◆ Information provided:
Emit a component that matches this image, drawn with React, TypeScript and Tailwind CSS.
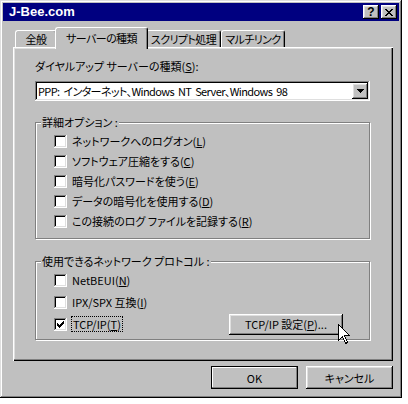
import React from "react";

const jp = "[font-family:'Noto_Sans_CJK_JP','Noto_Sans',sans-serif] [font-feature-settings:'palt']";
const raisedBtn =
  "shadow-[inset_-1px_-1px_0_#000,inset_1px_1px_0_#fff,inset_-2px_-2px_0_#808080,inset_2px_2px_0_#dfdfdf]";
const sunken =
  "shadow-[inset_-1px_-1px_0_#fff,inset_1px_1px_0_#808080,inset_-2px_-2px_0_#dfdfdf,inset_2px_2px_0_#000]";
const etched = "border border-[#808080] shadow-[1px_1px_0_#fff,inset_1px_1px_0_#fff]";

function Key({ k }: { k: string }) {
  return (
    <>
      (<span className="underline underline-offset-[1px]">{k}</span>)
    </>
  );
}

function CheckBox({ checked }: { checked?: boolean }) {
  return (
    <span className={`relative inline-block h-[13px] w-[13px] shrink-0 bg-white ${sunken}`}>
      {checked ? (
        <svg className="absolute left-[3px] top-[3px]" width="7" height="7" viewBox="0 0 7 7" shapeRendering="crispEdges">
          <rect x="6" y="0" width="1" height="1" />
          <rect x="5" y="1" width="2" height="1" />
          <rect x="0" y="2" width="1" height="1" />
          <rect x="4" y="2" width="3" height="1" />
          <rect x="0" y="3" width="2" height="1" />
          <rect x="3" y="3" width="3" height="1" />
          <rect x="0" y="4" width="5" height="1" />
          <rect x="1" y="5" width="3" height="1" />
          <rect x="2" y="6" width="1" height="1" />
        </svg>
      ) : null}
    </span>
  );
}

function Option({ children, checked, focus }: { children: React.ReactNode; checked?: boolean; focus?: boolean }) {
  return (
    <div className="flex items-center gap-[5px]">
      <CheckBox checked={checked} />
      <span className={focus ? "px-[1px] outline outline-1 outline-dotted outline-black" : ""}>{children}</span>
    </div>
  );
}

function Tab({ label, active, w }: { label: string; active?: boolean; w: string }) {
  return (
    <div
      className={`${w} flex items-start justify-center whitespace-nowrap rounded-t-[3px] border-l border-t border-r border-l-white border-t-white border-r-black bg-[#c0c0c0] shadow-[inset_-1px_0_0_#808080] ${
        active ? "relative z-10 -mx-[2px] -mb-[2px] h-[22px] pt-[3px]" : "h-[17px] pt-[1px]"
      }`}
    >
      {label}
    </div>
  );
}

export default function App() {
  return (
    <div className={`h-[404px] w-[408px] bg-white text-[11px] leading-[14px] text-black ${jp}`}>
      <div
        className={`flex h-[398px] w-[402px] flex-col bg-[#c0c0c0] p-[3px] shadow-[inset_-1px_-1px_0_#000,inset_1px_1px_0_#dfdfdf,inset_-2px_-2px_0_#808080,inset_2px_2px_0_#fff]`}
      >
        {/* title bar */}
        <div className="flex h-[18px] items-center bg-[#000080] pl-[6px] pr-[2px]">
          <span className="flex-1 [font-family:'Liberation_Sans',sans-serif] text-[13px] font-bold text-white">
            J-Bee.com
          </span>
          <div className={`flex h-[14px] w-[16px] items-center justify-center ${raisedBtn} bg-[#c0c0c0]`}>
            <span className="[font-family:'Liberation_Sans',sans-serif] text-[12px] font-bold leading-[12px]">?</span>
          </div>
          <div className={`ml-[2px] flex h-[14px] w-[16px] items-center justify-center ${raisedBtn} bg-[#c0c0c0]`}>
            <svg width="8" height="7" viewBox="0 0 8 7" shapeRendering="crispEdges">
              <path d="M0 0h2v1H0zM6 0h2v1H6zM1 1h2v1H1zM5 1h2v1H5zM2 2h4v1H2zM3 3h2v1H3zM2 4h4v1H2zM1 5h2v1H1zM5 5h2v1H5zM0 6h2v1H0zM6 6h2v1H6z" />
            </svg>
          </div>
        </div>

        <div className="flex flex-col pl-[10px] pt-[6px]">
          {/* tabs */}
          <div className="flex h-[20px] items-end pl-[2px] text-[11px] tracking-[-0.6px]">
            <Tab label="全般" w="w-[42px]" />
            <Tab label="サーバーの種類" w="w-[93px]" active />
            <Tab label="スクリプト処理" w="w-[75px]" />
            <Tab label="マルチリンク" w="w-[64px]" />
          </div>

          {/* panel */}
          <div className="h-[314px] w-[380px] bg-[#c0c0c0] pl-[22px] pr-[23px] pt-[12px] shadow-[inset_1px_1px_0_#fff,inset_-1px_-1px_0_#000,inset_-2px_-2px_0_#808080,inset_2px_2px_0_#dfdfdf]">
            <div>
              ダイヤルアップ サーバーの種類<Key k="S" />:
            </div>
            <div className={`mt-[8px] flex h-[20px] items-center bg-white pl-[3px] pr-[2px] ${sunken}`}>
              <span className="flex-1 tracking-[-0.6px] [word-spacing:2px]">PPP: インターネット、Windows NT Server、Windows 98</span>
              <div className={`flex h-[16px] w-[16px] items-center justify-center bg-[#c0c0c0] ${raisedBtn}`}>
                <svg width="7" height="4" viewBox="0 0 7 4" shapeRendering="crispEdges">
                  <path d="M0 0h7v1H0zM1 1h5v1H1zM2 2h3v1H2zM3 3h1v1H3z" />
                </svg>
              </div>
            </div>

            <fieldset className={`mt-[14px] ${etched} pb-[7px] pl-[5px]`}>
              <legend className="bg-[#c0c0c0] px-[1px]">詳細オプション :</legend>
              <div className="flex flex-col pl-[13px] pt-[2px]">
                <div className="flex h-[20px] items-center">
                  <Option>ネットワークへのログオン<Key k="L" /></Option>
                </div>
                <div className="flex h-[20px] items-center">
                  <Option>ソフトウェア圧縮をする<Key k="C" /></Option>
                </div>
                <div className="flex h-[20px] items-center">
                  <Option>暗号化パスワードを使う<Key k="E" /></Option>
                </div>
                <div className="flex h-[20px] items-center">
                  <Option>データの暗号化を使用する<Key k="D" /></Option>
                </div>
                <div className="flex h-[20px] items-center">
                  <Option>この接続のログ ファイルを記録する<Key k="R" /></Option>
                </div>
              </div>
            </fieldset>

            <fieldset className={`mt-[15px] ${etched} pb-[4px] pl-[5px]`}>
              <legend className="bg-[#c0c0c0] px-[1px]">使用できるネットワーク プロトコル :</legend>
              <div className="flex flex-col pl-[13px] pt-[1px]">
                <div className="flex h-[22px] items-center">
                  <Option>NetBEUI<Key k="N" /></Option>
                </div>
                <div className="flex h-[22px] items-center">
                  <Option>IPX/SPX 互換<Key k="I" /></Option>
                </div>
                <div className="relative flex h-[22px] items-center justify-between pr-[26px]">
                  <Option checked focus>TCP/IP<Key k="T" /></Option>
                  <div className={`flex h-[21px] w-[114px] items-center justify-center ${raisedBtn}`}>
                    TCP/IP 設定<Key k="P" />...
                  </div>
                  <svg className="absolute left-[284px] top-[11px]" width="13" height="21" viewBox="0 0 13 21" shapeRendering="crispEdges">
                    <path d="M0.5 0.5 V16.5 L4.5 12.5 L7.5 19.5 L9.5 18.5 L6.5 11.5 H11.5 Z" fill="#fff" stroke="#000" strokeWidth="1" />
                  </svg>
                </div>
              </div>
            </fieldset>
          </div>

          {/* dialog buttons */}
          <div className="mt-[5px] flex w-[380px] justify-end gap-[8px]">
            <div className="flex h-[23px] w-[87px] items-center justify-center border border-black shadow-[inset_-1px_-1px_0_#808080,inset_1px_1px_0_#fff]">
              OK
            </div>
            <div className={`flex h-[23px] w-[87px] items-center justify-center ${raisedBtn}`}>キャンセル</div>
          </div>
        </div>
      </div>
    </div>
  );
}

◆ What you have to do:
Keep the pictures out of the copy and return the rest of the data above exactly.

◆ Solution:
Emit a component that matches this image, drawn with React, TypeScript and Tailwind CSS.
import React from "react";

const jp = "[font-family:'Noto_Sans_CJK_JP','Noto_Sans',sans-serif] [font-feature-settings:'palt']";
const raisedBtn =
  "shadow-[inset_-1px_-1px_0_#000,inset_1px_1px_0_#fff,inset_-2px_-2px_0_#808080,inset_2px_2px_0_#dfdfdf]";
const sunken =
  "shadow-[inset_-1px_-1px_0_#fff,inset_1px_1px_0_#808080,inset_-2px_-2px_0_#dfdfdf,inset_2px_2px_0_#000]";
const etched = "border border-[#808080] shadow-[1px_1px_0_#fff,inset_1px_1px_0_#fff]";

function Key({ k }: { k: string }) {
  return (
    <>
      (<span className="underline underline-offset-[1px]">{k}</span>)
    </>
  );
}

function CheckBox({ checked }: { checked?: boolean }) {
  return (
    <span className={`relative inline-block h-[13px] w-[13px] shrink-0 bg-white ${sunken}`}>
      {checked ? (
        <svg className="absolute left-[3px] top-[3px]" width="7" height="7" viewBox="0 0 7 7" shapeRendering="crispEdges">
          <rect x="6" y="0" width="1" height="1" />
          <rect x="5" y="1" width="2" height="1" />
          <rect x="0" y="2" width="1" height="1" />
          <rect x="4" y="2" width="3" height="1" />
          <rect x="0" y="3" width="2" height="1" />
          <rect x="3" y="3" width="3" height="1" />
          <rect x="0" y="4" width="5" height="1" />
          <rect x="1" y="5" width="3" height="1" />
          <rect x="2" y="6" width="1" height="1" />
        </svg>
      ) : null}
    </span>
  );
}

function Option({ children, checked, focus }: { children: React.ReactNode; checked?: boolean; focus?: boolean }) {
  return (
    <div className="flex items-center gap-[5px]">
      <CheckBox checked={checked} />
      <span className={focus ? "px-[1px] outline outline-1 outline-dotted outline-black" : ""}>{children}</span>
    </div>
  );
}

function Tab({ label, active, w }: { label: string; active?: boolean; w: string }) {
  return (
    <div
      className={`${w} flex items-start justify-center whitespace-nowrap rounded-t-[3px] border-l border-t border-r border-l-white border-t-white border-r-black bg-[#c0c0c0] shadow-[inset_-1px_0_0_#808080] ${
        active ? "relative z-10 -mx-[2px] -mb-[2px] h-[22px] pt-[3px]" : "h-[17px] pt-[1px]"
      }`}
    >
      {label}
    </div>
  );
}

export default function App() {
  return (
    <div className={`h-[404px] w-[408px] bg-white text-[11px] leading-[14px] text-black ${jp}`}>
      <div
        className={`flex h-[398px] w-[402px] flex-col bg-[#c0c0c0] p-[3px] shadow-[inset_-1px_-1px_0_#000,inset_1px_1px_0_#dfdfdf,inset_-2px_-2px_0_#808080,inset_2px_2px_0_#fff]`}
      >
        {/* title bar */}
        <div className="flex h-[18px] items-center bg-[#000080] pl-[6px] pr-[2px]">
          <span className="flex-1 [font-family:'Liberation_Sans',sans-serif] text-[13px] font-bold text-white">
            J-Bee.com
          </span>
          <div className={`flex h-[14px] w-[16px] items-center justify-center ${raisedBtn} bg-[#c0c0c0]`}>
            <span className="[font-family:'Liberation_Sans',sans-serif] text-[12px] font-bold leading-[12px]">?</span>
          </div>
          <div className={`ml-[2px] flex h-[14px] w-[16px] items-center justify-center ${raisedBtn} bg-[#c0c0c0]`}>
            <svg width="8" height="7" viewBox="0 0 8 7" shapeRendering="crispEdges">
              <path d="M0 0h2v1H0zM6 0h2v1H6zM1 1h2v1H1zM5 1h2v1H5zM2 2h4v1H2zM3 3h2v1H3zM2 4h4v1H2zM1 5h2v1H1zM5 5h2v1H5zM0 6h2v1H0zM6 6h2v1H6z" />
            </svg>
          </div>
        </div>

        <div className="flex flex-col pl-[10px] pt-[6px]">
          {/* tabs */}
          <div className="flex h-[20px] items-end pl-[2px] text-[11px] tracking-[-0.6px]">
            <Tab label="全般" w="w-[42px]" />
            <Tab label="サーバーの種類" w="w-[93px]" active />
            <Tab label="スクリプト処理" w="w-[75px]" />
            <Tab label="マルチリンク" w="w-[64px]" />
          </div>

          {/* panel */}
          <div className="h-[314px] w-[380px] bg-[#c0c0c0] pl-[22px] pr-[23px] pt-[12px] shadow-[inset_1px_1px_0_#fff,inset_-1px_-1px_0_#000,inset_-2px_-2px_0_#808080,inset_2px_2px_0_#dfdfdf]">
            <div>
              ダイヤルアップ サーバーの種類<Key k="S" />:
            </div>
            <div className={`mt-[8px] flex h-[20px] items-center bg-white pl-[3px] pr-[2px] ${sunken}`}>
              <span className="flex-1 tracking-[-0.6px] [word-spacing:2px]">PPP: インターネット、Windows NT Server、Windows 98</span>
              <div className={`flex h-[16px] w-[16px] items-center justify-center bg-[#c0c0c0] ${raisedBtn}`}>
                <svg width="7" height="4" viewBox="0 0 7 4" shapeRendering="crispEdges">
                  <path d="M0 0h7v1H0zM1 1h5v1H1zM2 2h3v1H2zM3 3h1v1H3z" />
                </svg>
              </div>
            </div>

            <fieldset className={`mt-[14px] ${etched} pb-[7px] pl-[5px]`}>
              <legend className="bg-[#c0c0c0] px-[1px]">詳細オプション :</legend>
              <div className="flex flex-col pl-[13px] pt-[2px]">
                <div className="flex h-[20px] items-center">
                  <Option>ネットワークへのログオン<Key k="L" /></Option>
                </div>
                <div className="flex h-[20px] items-center">
                  <Option>ソフトウェア圧縮をする<Key k="C" /></Option>
                </div>
                <div className="flex h-[20px] items-center">
                  <Option>暗号化パスワードを使う<Key k="E" /></Option>
                </div>
                <div className="flex h-[20px] items-center">
                  <Option>データの暗号化を使用する<Key k="D" /></Option>
                </div>
                <div className="flex h-[20px] items-center">
                  <Option>この接続のログ ファイルを記録する<Key k="R" /></Option>
                </div>
              </div>
            </fieldset>

            <fieldset className={`mt-[15px] ${etched} pb-[4px] pl-[5px]`}>
              <legend className="bg-[#c0c0c0] px-[1px]">使用できるネットワーク プロトコル :</legend>
              <div className="flex flex-col pl-[13px] pt-[1px]">
                <div className="flex h-[22px] items-center">
                  <Option>NetBEUI<Key k="N" /></Option>
                </div>
                <div className="flex h-[22px] items-center">
                  <Option>IPX/SPX 互換<Key k="I" /></Option>
                </div>
                <div className="relative flex h-[22px] items-center justify-between pr-[26px]">
                  <Option checked focus>TCP/IP<Key k="T" /></Option>
                  <div className={`flex h-[21px] w-[114px] items-center justify-center ${raisedBtn}`}>
                    TCP/IP 設定<Key k="P" />...
                  </div>
                  <svg className="absolute left-[284px] top-[11px]" width="13" height="21" viewBox="0 0 13 21" shapeRendering="crispEdges">
                    <path d="M0.5 0.5 V16.5 L4.5 12.5 L7.5 19.5 L9.5 18.5 L6.5 11.5 H11.5 Z" fill="#fff" stroke="#000" strokeWidth="1" />
                  </svg>
                </div>
              </div>
            </fieldset>
          </div>

          {/* dialog buttons */}
          <div className="mt-[5px] flex w-[380px] justify-end gap-[8px]">
            <div className="flex h-[23px] w-[87px] items-center justify-center border border-black shadow-[inset_-1px_-1px_0_#808080,inset_1px_1px_0_#fff]">
              OK
            </div>
            <div className={`flex h-[23px] w-[87px] items-center justify-center ${raisedBtn}`}>キャンセル</div>
          </div>
        </div>
      </div>
    </div>
  );
}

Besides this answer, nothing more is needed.